## SET TASK
Produce an exact transcription of the listing below, omitting the pictures.

## SOURCE DATA
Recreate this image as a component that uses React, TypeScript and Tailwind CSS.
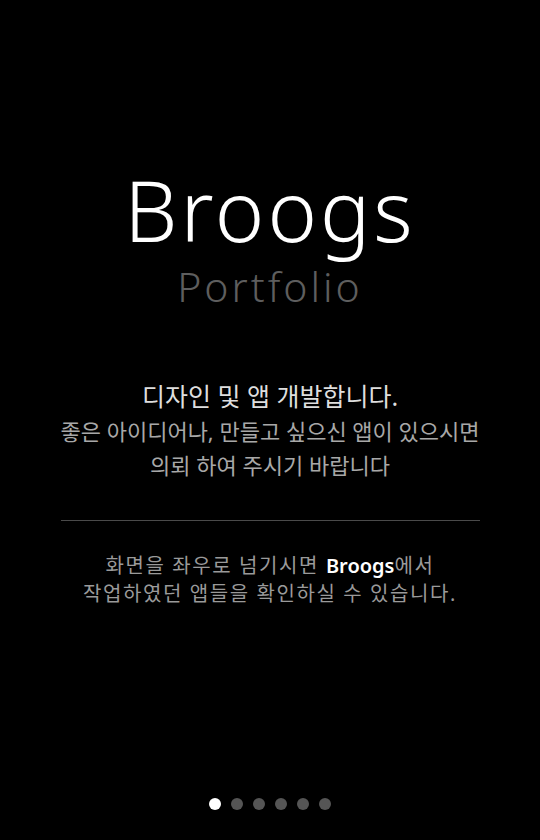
export default function App() {
  const dots = [0, 1, 2, 3, 4, 5];
  return (
    <div
      className="flex h-[840px] w-[540px] flex-col items-center bg-black text-center"
      style={{ fontFamily: '"Noto Sans", "Noto Sans CJK KR", sans-serif' }}
    >
      <div className="mt-[160px] flex flex-col items-center">
        <h1 className="text-[84px] font-light leading-[100px] tracking-[3px] text-white">Broogs</h1>
        <p className="mt-[2px] text-[41px] font-light leading-[48px] tracking-[3px] text-[#5e5e5e]">Portfolio</p>
      </div>

      <div className="mt-[68px] flex flex-col items-center">
        <p className="text-[25px] leading-[36px] text-[#dedede]">디자인 및 앱 개발합니다.</p>
        <p className="text-[22px] leading-[34px] text-[#a8a8a8]">
          좋은 아이디어나, 만들고 싶으신 앱이 있으시면
          <br />
          의뢰 하여 주시기 바랍니다
        </p>
      </div>

      <div className="mt-[38px] h-px w-[419px] bg-[#4a4a4a]" />

      <p className="mt-[31px] text-[20px] leading-[28px] tracking-[1.6px] text-[#9a9a9a]">
        화면을 좌우로 넘기시면 <span className="font-semibold tracking-normal text-white">Broogs</span>에서
        <br />
        작업하였던 앱들을 확인하실 수 있습니다.
      </p>

      <div className="mt-auto mb-[30px] flex gap-[10px]">
        {dots.map(i => (
          <span key={i} className={`h-3 w-3 rounded-full ${i === 0 ? "bg-white" : "bg-[#555]"}`} />
        ))}
      </div>
    </div>
  );
}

## EXPECTED ANSWER
Recreate this image as a component that uses React, TypeScript and Tailwind CSS.
export default function App() {
  const dots = [0, 1, 2, 3, 4, 5];
  return (
    <div
      className="flex h-[840px] w-[540px] flex-col items-center bg-black text-center"
      style={{ fontFamily: '"Noto Sans", "Noto Sans CJK KR", sans-serif' }}
    >
      <div className="mt-[160px] flex flex-col items-center">
        <h1 className="text-[84px] font-light leading-[100px] tracking-[3px] text-white">Broogs</h1>
        <p className="mt-[2px] text-[41px] font-light leading-[48px] tracking-[3px] text-[#5e5e5e]">Portfolio</p>
      </div>

      <div className="mt-[68px] flex flex-col items-center">
        <p className="text-[25px] leading-[36px] text-[#dedede]">디자인 및 앱 개발합니다.</p>
        <p className="text-[22px] leading-[34px] text-[#a8a8a8]">
          좋은 아이디어나, 만들고 싶으신 앱이 있으시면
          <br />
          의뢰 하여 주시기 바랍니다
        </p>
      </div>

      <div className="mt-[38px] h-px w-[419px] bg-[#4a4a4a]" />

      <p className="mt-[31px] text-[20px] leading-[28px] tracking-[1.6px] text-[#9a9a9a]">
        화면을 좌우로 넘기시면 <span className="font-semibold tracking-normal text-white">Broogs</span>에서
        <br />
        작업하였던 앱들을 확인하실 수 있습니다.
      </p>

      <div className="mt-auto mb-[30px] flex gap-[10px]">
        {dots.map(i => (
          <span key={i} className={`h-3 w-3 rounded-full ${i === 0 ? "bg-white" : "bg-[#555]"}`} />
        ))}
      </div>
    </div>
  );
}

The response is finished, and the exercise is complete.